Patch early, patch often, but don't blindly trust every 'patch'

Posted by   Martijn Grooten on   Apr 16, 2018

Patching is important, but not everything that presents itself as a security patch is safe to install.

Malwarebytes researcher Jérôme Segura has written a detailed analysis of the 'FakeUpdates' campaign, where thousands of websites with an out-of-date content management system have been compromised to spread malware. Rather than exploiting vulnerabilities in browsers or browser plug-ins, as is common in exploit kits, this campaign uses social engineering to trick a user into installing malware.

A visitor to such a site would be presented with a dialog urging them to update their browser or their Flash Player plug-in, but the update is, in fact, a script, hosted on Dropbox, that downloads the final payload. Jérôme mentions having seen both the Chthonic banking trojan and the NetSupport RAT being delivered; both have been used in exploit kits in the past.

fakeupdates.pngA compromised site running Joomla serving a Dropbox-hosted .js file masquerading as a Flash Player update. (Thanks to Adrian Luca for the screenshot.)


Though technically not very advanced, this threat might not be picked up by many automatic analysis systems since it requires user interaction. Moreover, to further frustrate researchers, the dialog is shown only once per IP address.

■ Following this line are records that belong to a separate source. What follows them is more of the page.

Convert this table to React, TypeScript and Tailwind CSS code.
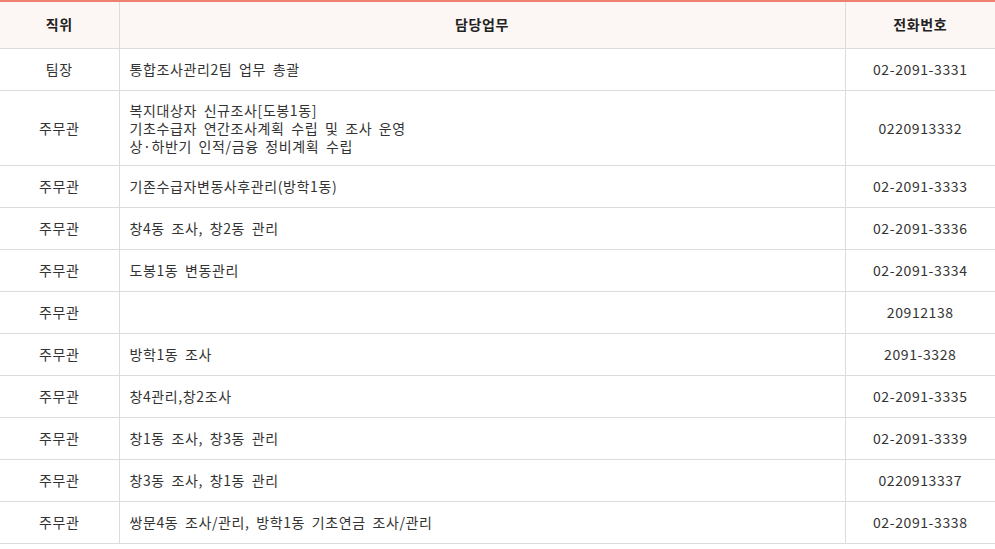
const rows: { pos: string; work: string[]; tel: string }[] = [
  { pos: "팀장", work: ["통합조사관리2팀 업무 총괄"], tel: "02-2091-3331" },
  {
    pos: "주무관",
    work: ["복지대상자 신규조사[도봉1동]", "기초수급자 연간조사계획 수립 및 조사 운영", "상·하반기 인적/금융 정비계획 수립"],
    tel: "0220913332",
  },
  { pos: "주무관", work: ["기존수급자변동사후관리(방학1동)"], tel: "02-2091-3333" },
  { pos: "주무관", work: ["창4동 조사, 창2동 관리"], tel: "02-2091-3336" },
  { pos: "주무관", work: ["도봉1동 변동관리"], tel: "02-2091-3334" },
  { pos: "주무관", work: [], tel: "20912138" },
  { pos: "주무관", work: ["방학1동 조사"], tel: "2091-3328" },
  { pos: "주무관", work: ["창4관리,창2조사"], tel: "02-2091-3335" },
  { pos: "주무관", work: ["창1동 조사, 창3동 관리"], tel: "02-2091-3339" },
  { pos: "주무관", work: ["창3동 조사, 창1동 관리"], tel: "0220913337" },
  { pos: "주무관", work: ["쌍문4동 조사/관리, 방학1동 기초연금 조사/관리"], tel: "02-2091-3338" },
]

export default function App() {
  return (
    <div className="w-[995px] bg-white font-['Noto_Sans_CJK_KR','Noto_Sans',sans-serif] text-[14px] tracking-[0.6px] [word-spacing:3px] text-[#333]">
      <table className="w-full table-fixed border-collapse border-t-2 border-[#ef7f6e]">
        <colgroup>
          <col className="w-[119px]" />
          <col className="w-[726px]" />
          <col />
        </colgroup>
        <thead>
          <tr className="h-[47px] bg-[#fcf7f5] border-b border-[#dcdcdc]">
            <th className="border-r border-[#dcdcdc] font-bold text-[#222]">직위</th>
            <th className="border-r border-[#dcdcdc] font-bold text-[#222]">담당업무</th>
            <th className="font-bold text-[#222]">전화번호</th>
          </tr>
        </thead>
        <tbody>
          {rows.map((r, i) => (
            <tr key={i} className="h-[42px] border-b border-[#dcdcdc]">
              <td className="border-r border-[#dcdcdc] text-center leading-[18px]">{r.pos}</td>
              <td className="border-r border-[#dcdcdc] px-[10px] py-[10px] leading-[18px]">
                {r.work.map((w, j) => (
                  <div key={j}>{w}</div>
                ))}
              </td>
              <td className="text-center leading-[18px]">{r.tel}</td>
            </tr>
          ))}
        </tbody>
      </table>
    </div>
  )
}
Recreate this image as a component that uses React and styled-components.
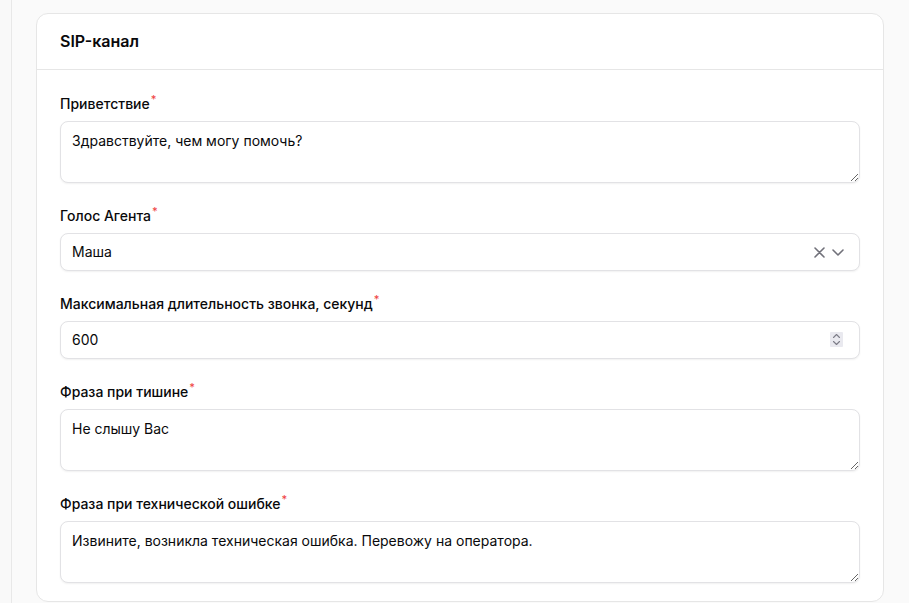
import React from "react";
import styled, { createGlobalStyle } from "styled-components";

const Global = createGlobalStyle`
  html, body { margin: 0; padding: 0; }
  body {
    background: #fafafa;
    font-family: Inter, "Noto Sans", "Liberation Sans", sans-serif;
    color: #09090b;
    -webkit-font-smoothing: antialiased;
  }
  * { box-sizing: border-box; }
`;

const Page = styled.div`
  display: flex;
  height: 603px;
  overflow: hidden;
`;

const SideEdge = styled.div`
  width: 12px;
  flex: none;
  background: #f9f9f9;
  border-right: 1px solid #e8e8e8;
`;

const Main = styled.main`
  flex: 1;
  padding: 13px 25px 0 24px;
`;

const Card = styled.section`
  background: #fff;
  border: 1px solid #e6e6e6;
  border-radius: 12px;
`;

const CardHeader = styled.header`
  height: 56px;
  display: flex;
  align-items: center;
  padding: 0 23px 1px;
  border-bottom: 1px solid #e6e6e6;
`;

const Title = styled.h2`
  margin: 0;
  font-size: 16px;
  font-weight: 600;
  line-height: 24px;
  color: #09090b;
`;

const CardBody = styled.div`
  padding: 24px 23px 18px;
  display: flex;
  flex-direction: column;
  gap: 23px;
`;

const Field = styled.div`
  display: flex;
  flex-direction: column;
  gap: 7px;
`;

const Label = styled.label`
  display: block;
  font-size: 14px;
  font-weight: 500;
  line-height: 20px;
  color: #09090b;
`;

const Req = styled.span`
  color: #ef4444;
  font-size: 11px;
  line-height: 0;
  position: relative;
  top: -6px;
  margin-left: 1px;
`;

const controlBase = `
  width: 100%;
  border: 1px solid #e2e2e5;
  border-radius: 8px;
  background: #fff;
  box-shadow: 0 1px 2px rgba(0, 0, 0, 0.06);
  font-family: Inter, "Noto Sans", "Liberation Sans", sans-serif;
  font-size: 14px;
  line-height: 20px;
  color: #09090b;
  outline: none;
`;

const TextArea = styled.textarea`
  ${controlBase}
  display: block;
  height: 62px;
  padding: 9px 12px 11px 11px;
  resize: vertical;
`;

const Control = styled.div`
  ${controlBase}
  height: 38px;
  display: flex;
  align-items: center;
  padding: 0 12px 0 11px;
`;

const Value = styled.span`
  flex: 1;
`;

const Indicators = styled.div`
  display: flex;
  align-items: center;
  gap: 7px;
  margin-right: 3px;
  color: #71717a;
`;

const NumberInput = styled.input`
  flex: 1;
  border: none;
  outline: none;
  padding: 0;
  background: transparent;
  font: inherit;
  color: inherit;
  -moz-appearance: textfield;
  &::-webkit-inner-spin-button,
  &::-webkit-outer-spin-button {
    -webkit-appearance: none;
    margin: 0;
  }
`;

const Spinner = styled.div`
  width: 13px;
  height: 15px;
  background: #e9e9ef;
  border-radius: 1px;
  display: flex;
  align-items: center;
  justify-content: center;
  margin: 0 4px 1px 0;
  color: #7d7d88;
`;

const ClearIcon = () => (
  <svg width="11" height="11" viewBox="0 0 11 11" fill="none">
    <path d="M1 1L10 10M10 1L1 10" stroke="currentColor" strokeWidth="1.6" strokeLinecap="round" />
  </svg>
);

const ChevronIcon = () => (
  <svg width="12" height="7" viewBox="0 0 12 7" fill="none">
    <path d="M1 1L6 6L11 1" stroke="currentColor" strokeWidth="1.6" strokeLinecap="round" strokeLinejoin="round" />
  </svg>
);

const SpinIcon = () => (
  <svg width="9" height="13" viewBox="0 0 9 13" fill="none">
    <path d="M1.5 4.5L4.5 1.5L7.5 4.5M1.5 8.5L4.5 11.5L7.5 8.5" stroke="currentColor" strokeWidth="1.1" strokeLinecap="round" strokeLinejoin="round" />
  </svg>
);

const FormLabel = ({ children }) => (
  <Label>
    {children}
    <Req>*</Req>
  </Label>
);

export default function App() {
  return (
    <>
      <Global />
      <Page>
        <SideEdge />
        <Main>
          <Card>
            <CardHeader>
              <Title>SIP-канал</Title>
            </CardHeader>
            <CardBody>
              <Field>
                <FormLabel>Приветствие</FormLabel>
                <TextArea defaultValue="Здравствуйте, чем могу помочь?" />
              </Field>
              <Field>
                <FormLabel>Голос Агента</FormLabel>
                <Control>
                  <Value>Маша</Value>
                  <Indicators>
                    <ClearIcon />
                    <ChevronIcon />
                  </Indicators>
                </Control>
              </Field>
              <Field>
                <FormLabel>Максимальная длительность звонка, секунд</FormLabel>
                <Control>
                  <NumberInput type="number" defaultValue={600} />
                  <Spinner>
                    <SpinIcon />
                  </Spinner>
                </Control>
              </Field>
              <Field>
                <FormLabel>Фраза при тишине</FormLabel>
                <TextArea defaultValue="Не слышу Вас" />
              </Field>
              <Field>
                <FormLabel>Фраза при технической ошибке</FormLabel>
                <TextArea defaultValue="Извините, возникла техническая ошибка. Перевожу на оператора." />
              </Field>
            </CardBody>
          </Card>
        </Main>
      </Page>
    </>
  );
}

One of the leading researchers in web-based malware, Jérôme will speak at VB2018 on another recent trend in web-based malware: drive-by cryptocurrency miners. VB2018 takes place in Montreal, Canada 3-5 October this autumn. The programme was published last week; registration will open soon.

twitter.png
fb.png
linkedin.png
hackernews.png
reddit.png

 

Latest posts:

VB2018 paper: Lazarus Group: a mahjong game played with different sets of tiles

The Lazarus Group, generally linked to the North Korean government, is one of the most notorious threat groups seen in recent years. At VB2018 ESET researchers Peter Kálnai and Michal Poslušný presented a paper looking at the group's various…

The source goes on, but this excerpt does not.